Our group – Friends of Latchmere Rec wanted to get ideas from residents and user groups facilitated by committee members. This valuable feedback would allow us to develop a Latchmere Rec Master Plan which reflected the ideas that mattered the most to those who use the site. This plan was then shared back to the wider community for further consultation. We provided the opportunity for anyone to give feedback to the FoLAR Committee via our newsletter and website at all stages. We wanted accountability and transparency so everyone felt part of the process and the solution. There were three groups we knew of who were sceptical about, or potentially even hostile to, our proposals and initially we weren’t sure how to manage this situation. We gave this a considerable amount of thought and in the end to reach each group needed to take very different paths. This element of the consultation took 15 months, but it was worth every second as we needed to get it right!
1. Footballers – getting off on the wrong foot
We began by wanting to use the kitchen on the Rec (a public facility we felt we had every right to share) in order to provide a temporary café. We met huge resistance from the footballers, who used the kitchen on Saturday mornings in winter.
The footballers already had a plan for a pavilion. We had different ideas, and this led to initial difficulties.
There were misinterpretations / miscommunications over our plan to run a ‘Fun Day’ that led to their putting an unhelpful notice on their website about a ‘local group’ which was ‘us’.
We stepped back and re-thought our approach. We decided to move to a plan that did not require the kitchen and we started to talk about what we both wanted and we listened to their ideas. We took a position of being helpful.
Outcome: Ongoing productive meetings.
2. Dog owners
During the facilitated discussions at our inaugural meeting, we identified one group of dog owners who were against any changes on the Rec. The facilitator listened and took note of their views. They were encouraged to come to the next consultation – one did, there was more listening, and note taking and we identified one change they wanted, “for parents to teach their children not to go up to strange dogs and expect to stroke them”. A further meeting was proposed to take this forward. Five months later, after protracted arrangements and cancellations, we met in their house with six owners with dogs on laps. A wide range of issues was discussed, including crime and management issues and their worst fears about the possible changes to the Rec. which was loss of all access for dogs.

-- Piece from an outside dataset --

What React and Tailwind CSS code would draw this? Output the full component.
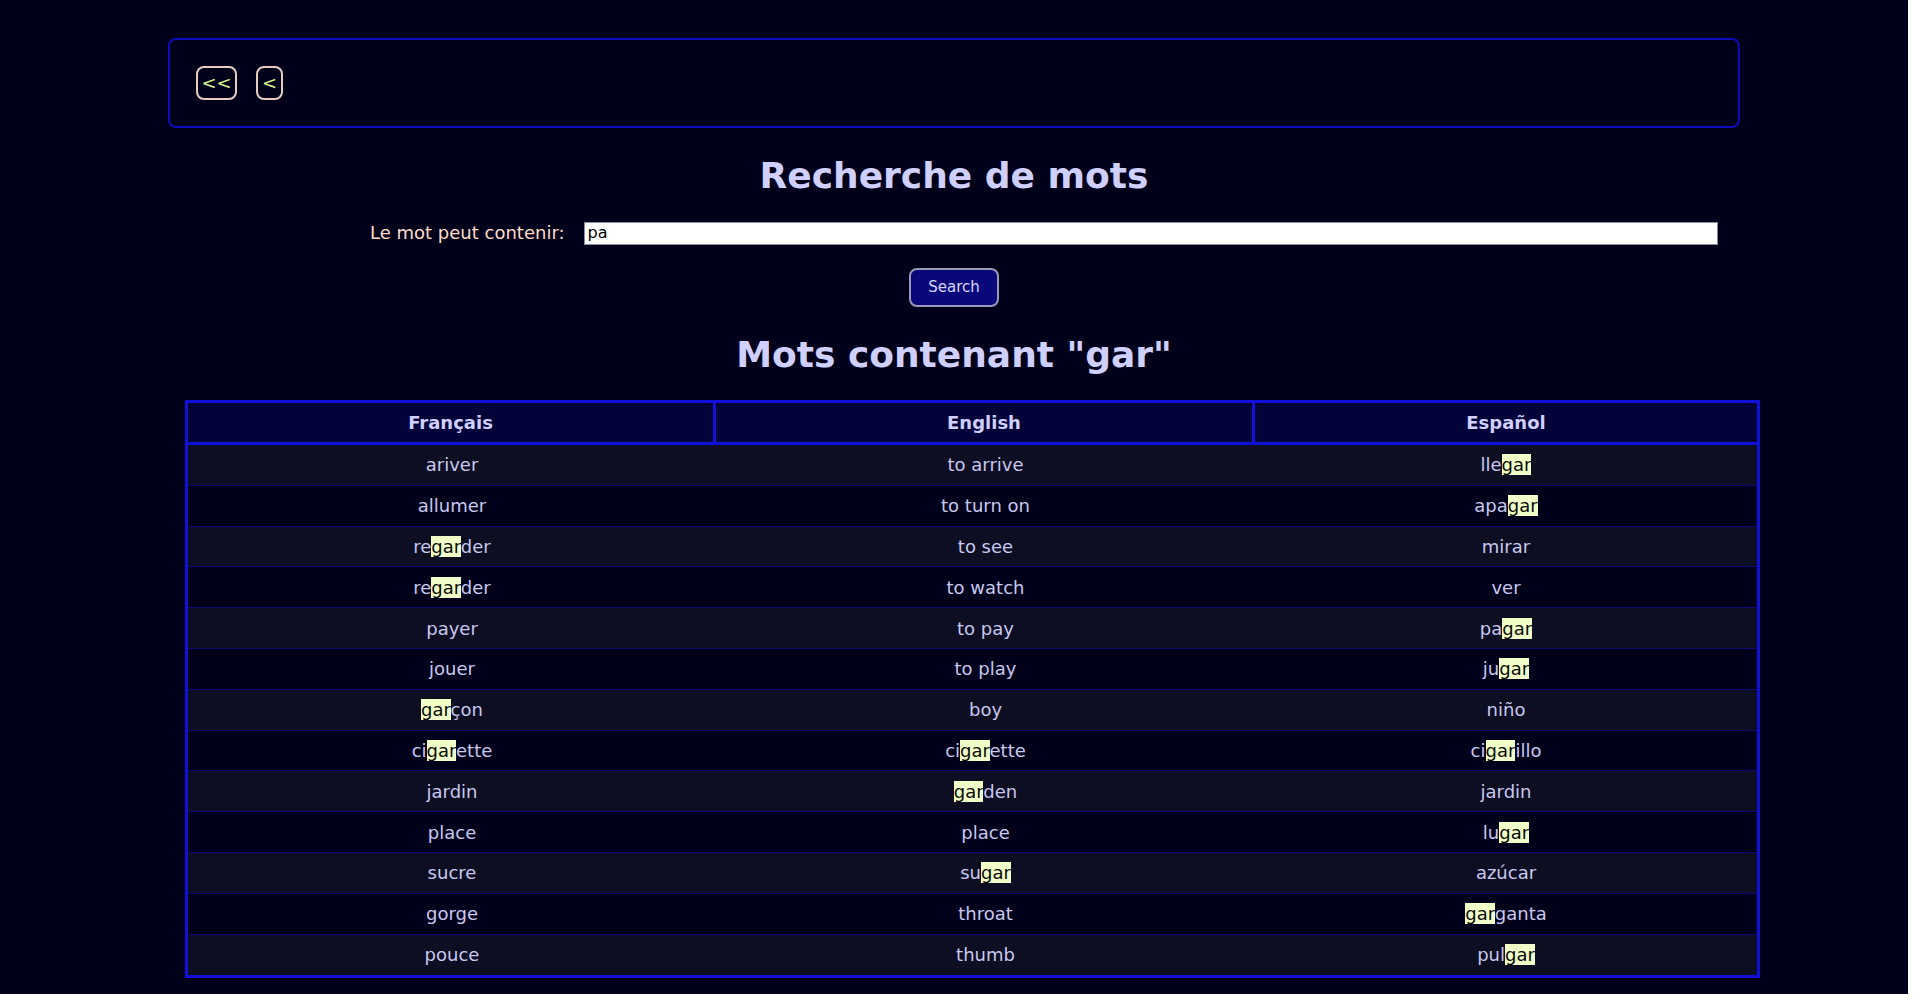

We liaised with the police and passed on these concerns regarding crime on the site and we invited the police along to a meeting.
Outcome: Ongoing conversations, particularly about drug crime on the Rec.
3. An area of housing backing onto the Rec
We worked with someone we knew in that area who was open-minded about our project, we hoped this would allow us to build connections through her neighbours. The meeting still hasn’t happened, but we will keep pursuing this route and hope a meet up will happen one day soon.
By chance we met a lady from the neighbourhood on the Rec. She is known and respected in that particular housing area. Along with others, she is very opposed to a pavilion.
We met with her to try to find areas of common vision for the Rec and to understand her reasons for not wanting a pavilion. She mentioned fear of rubbish and traffic, these were things that we did not want either, so it was possible to connect with her over that.
Outcome The lady has joined our Facebook page and posts up photos from his visits to the Rec; crocuses coming up on the Rec and recent vandalism. She waters the green roof of our bug hotel.
KEY LESSON: Try to start a consultation by listening to residents and groups. Talking about management issues is a good way of connecting with people and showing the areas of common ground.